Daniel Gingras

There is a curious practice in society today. Telephone “calls” are made to “booty,” “benefits” are obtained from “friends” and “buddies” are “f–ed around with. There are a lot of euphemisms thrown around for that naughty but thrilling interaction: a relationship founded solely on recreational sex. Urbandictionary.com even cites the absurdly amusing term “slampiece,” sometimes abbreviated as “slamp,” and gives this contextual example: “Sorry I haven’t come to work in the past month, I’ve been busy shagging my new slampiece full time and couldn’t walk straight.”Some would scoff at the idea of minimizing a relationship to the concert of sub-torso anatomy, but for others it’s a way of life. Type “f– buddy” into Google.com, and the search engine presents a lengthy list of sites akin to X-rated Facebooks with thousands of members. Sites like www.hotmatchup.com or www.f***-buddies.com, geared towards pairing eager swingers, provide single click access to a master list of sexual actives hot to trot. Curious, I submitted my name and e-mail address, checked a box to verify I was 18, and then browsed an overflowing page full of San Luis Obispans, interested in all sorts of activities ranging from sodomy to public sex. Despite the hedonistic allure, “friends with benefits” is a losing proposition in the long run. There’s a fair chance for things to quickly go sour between recreational lovers. The pretense of feeling-free fooling around is often just the gimmick of a partner seeking love or affection, and that partner will be disappointed or heartbroken when a true relationship does not materialize. Things will get particularly ugly as he or she tries to force what just isn’t there, slipping into desperation. If you find yourself on the carefree end of sex with no strings, beware that trouble is probably brewing. Problems with jealousy and betrayal can arise too, when partners don’t feel that obligation to share with each other their true intentions. Partner A finds out that Partner B has also been sleeping with C, D and E, which is technically not against the rules, but hurtful to A nonetheless. I’ve known one person who is typically “in love” with two to three people at a time, but is careful to keep those loves from crossing.
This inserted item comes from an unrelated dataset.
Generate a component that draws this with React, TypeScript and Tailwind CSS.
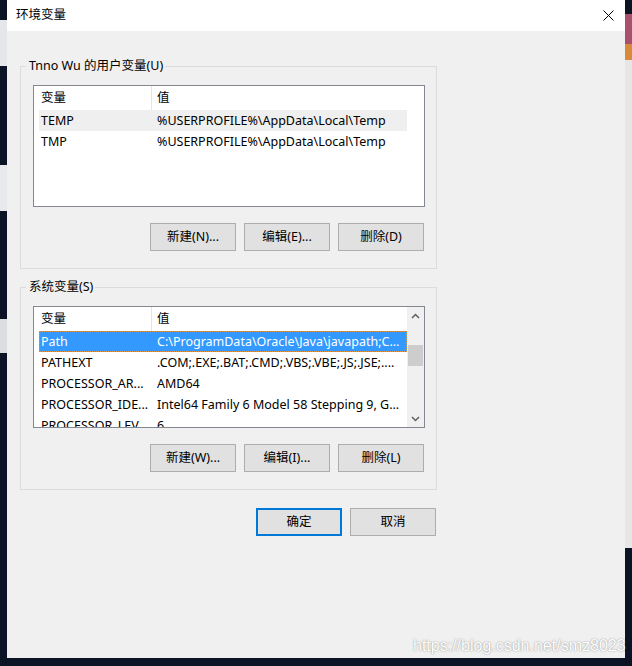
type Row = { name: string; value: string; state?: "selected" | "inactive" };

const userVars: Row[] = [
  { name: "TEMP", value: "%USERPROFILE%\\AppData\\Local\\Temp", state: "inactive" },
  { name: "TMP", value: "%USERPROFILE%\\AppData\\Local\\Temp" },
];

const sysVars: Row[] = [
  { name: "Path", value: "C:\\ProgramData\\Oracle\\Java\\javapath;C...", state: "selected" },
  { name: "PATHEXT", value: ".COM;.EXE;.BAT;.CMD;.VBS;.VBE;.JS;.JSE;...." },
  { name: "PROCESSOR_AR...", value: "AMD64" },
  { name: "PROCESSOR_IDE...", value: "Intel64 Family 6 Model 58 Stepping 9, G..." },
  { name: "PROCESSOR_LEV...", value: "6" },
];

function Chevron({ up }: { up?: boolean }) {
  return (
    <svg width="9" height="6" viewBox="0 0 9 6">
      <polyline
        points={up ? "1,5 4.5,1.5 8,5" : "1,1 4.5,4.5 8,1"}
        fill="none"
        stroke="#606060"
        strokeWidth="1.5"
      />
    </svg>
  );
}

function ScrollBar() {
  return (
    <div className="flex w-[17px] shrink-0 flex-col bg-[#f0f0f0]">
      <div className="flex h-[17px] items-center justify-center">
        <Chevron up />
      </div>
      <div className="flex flex-1 flex-col">
        <div className="mx-px mt-[21px] h-[21px] bg-[#cdcdcd]" />
      </div>
      <div className="flex h-[17px] items-center justify-center">
        <Chevron />
      </div>
    </div>
  );
}

function ListView({ rows, scroll }: { rows: Row[]; scroll?: boolean }) {
  return (
    <div className="flex h-[122px] w-[392px] border border-[#828790] bg-white">
      <div className="flex w-[373px] shrink-0 flex-col overflow-hidden">
        <div className="flex h-[24px] shrink-0 items-center">
          <div className="w-[117px] pl-[7px]">变量</div>
          <div className="h-full w-px bg-[#e5e5e5]" />
          <div className="pl-[5px]">值</div>
        </div>
        {rows.map((r) => (
          <div
            key={r.name}
            className={`ml-[5px] flex h-[21px] shrink-0 items-center whitespace-nowrap pt-px ${
              r.state === "selected"
                ? "bg-[#3399ff] text-white outline-1 outline-dotted outline-[#e0964a] -outline-offset-1"
                : r.state === "inactive"
                ? "bg-[#efefef]"
                : ""
            }`}
          >
            <div className="w-[116px] shrink-0 pl-[2px]">{r.name}</div>
            <div className="pl-[2px]">{r.value}</div>
          </div>
        ))}
      </div>
      {scroll && <ScrollBar />}
    </div>
  );
}

function Btn({ label, primary }: { label: string; primary?: boolean }) {
  return (
    <button
      className={`flex h-[28px] w-[86px] items-center justify-center bg-[#e1e1e1] ${
        primary ? "border-2 border-[#0078d7]" : "border border-[#adadad]"
      }`}
    >
      {label}
    </button>
  );
}

function GroupBox({ title, children }: { title: string; children: React.ReactNode }) {
  return (
    <fieldset className="w-[417px] border border-[#dcdcdc]">
      <legend className="ml-[5px] pl-[3px] pr-[2px] leading-[16px]">{title}</legend>
      <div className="flex flex-col pb-[17px] pl-[12px] pr-[11px] pt-[11px]">{children}</div>
    </fieldset>
  );
}

export default function App() {
  return (
    <div className="relative flex h-[666px] w-[632px] items-start bg-[#0b1424] font-['Segoe_UI','Noto_Sans','Noto_Sans_CJK_SC',sans-serif] text-[12.5px] text-black">
      {/* left: desktop behind the dialog */}
      <div className="flex h-full w-[7px] flex-col">
        <div className="mt-[20px] h-[46px] bg-[#e4e6ea]" />
        <div className="mt-[99px] h-[46px] bg-[#e8e9ec]" />
        <div className="mt-[108px] h-[34px] bg-[#dcdde0]" />
      </div>

      {/* dialog */}
      <div className="flex h-[658px] w-[618px] shrink-0 flex-col bg-[#f0f0f0]">
        <div className="flex h-[31px] shrink-0 items-center justify-between bg-white pl-[9px] pr-[11px]">
          <span>环境变量</span>
          <svg width="11" height="11" viewBox="0 0 11 11">
            <path d="M0.5 0.5 L10.5 10.5 M10.5 0.5 L0.5 10.5" stroke="#000" strokeWidth="1" />
          </svg>
        </div>

        <div className="flex flex-col pl-[13px] pt-[27px]">
          <GroupBox title="Tnno Wu 的用户变量(U)">
            <ListView rows={userVars} />
            <div className="mt-[16px] flex w-[392px] justify-end gap-[8px] pr-px">
              <Btn label="新建(N)..." />
              <Btn label="编辑(E)..." />
              <Btn label="删除(D)" />
            </div>
          </GroupBox>

          <div className="mt-[10px]">
            <GroupBox title="系统变量(S)">
              <ListView rows={sysVars} scroll />
              <div className="mt-[16px] flex w-[392px] justify-end gap-[8px] pr-px">
                <Btn label="新建(W)..." />
                <Btn label="编辑(I)..." />
                <Btn label="删除(L)" />
              </div>
            </GroupBox>
          </div>

          <div className="mt-[18px] flex w-[417px] justify-end gap-[8px] pr-px">
            <Btn label="确定" primary />
            <Btn label="取消" />
          </div>
        </div>
      </div>

      {/* right: window behind the dialog */}
      <div className="flex h-full w-[7px] flex-col">
        <div className="mt-[14px] h-[30px] bg-[#a9506f]" />
        <div className="h-[16px] bg-[#d88a3a]" />
        <div className="h-[488px] bg-[#e6e6e6]" />
      </div>

      {/* watermark */}
      <div className="pointer-events-none absolute left-[413px] top-[636px] font-['Liberation_Sans',sans-serif] text-[16px] leading-[20px] text-white [text-shadow:0_0_1.5px_rgba(0,0,0,0.5)]">
        https://blog.csdn.net/smz8023
      </div>
    </div>
  );
}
Worse, these practices form bad habits that are hard to kick if a good chance at a real relationship comes along. You might spoil the love of your life simply because you are in the habit of sleeping around without consequence. You might hurt a person you potentially care about because sex and intimacy do not have the gravity for you that it does for them.
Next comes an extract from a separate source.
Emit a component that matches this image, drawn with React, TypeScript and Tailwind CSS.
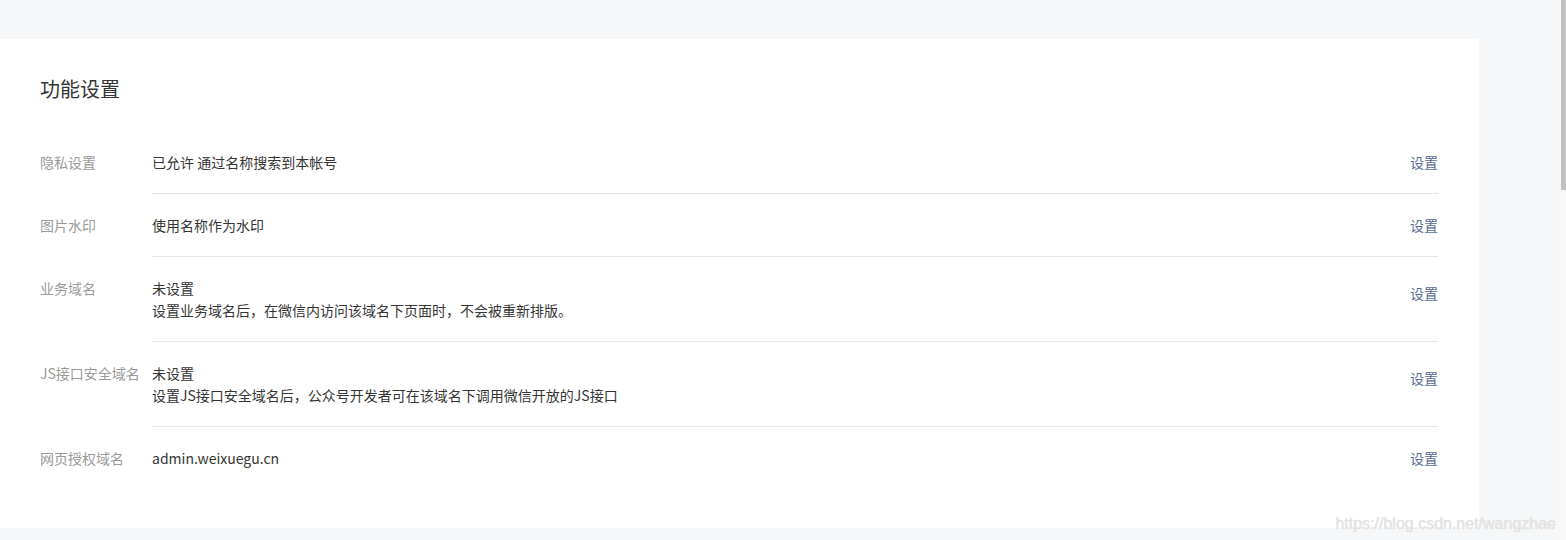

Worst, you might somehow build up immunity to the feelings of love that are true human gratification.

The last downfall people describe to is that a purely sexual relationship can become boring without anything reinforcing it. Sure, there’s probably lustful, passionate sex in the beginning, and a shared joy in that will keep partners together for a while. But a variety of interests is necessary for stimulation of the mind, and a variety of sexual acts alone cannot fulfill this desire. Eventually partners will realize, and dread, that sex is utterly the only thing they have between them. The relationship becomes valueless and uninteresting. One can only tolerate so many wordless humps and lifeless conversations before venturing on to more promising things. Meeting a new girl with great tits or a fresh guy with pectorals that double as can openers might start this whole pattern over again. But what the desperate sexaholic really aught to try is to bond with someone over something besides looks and sex.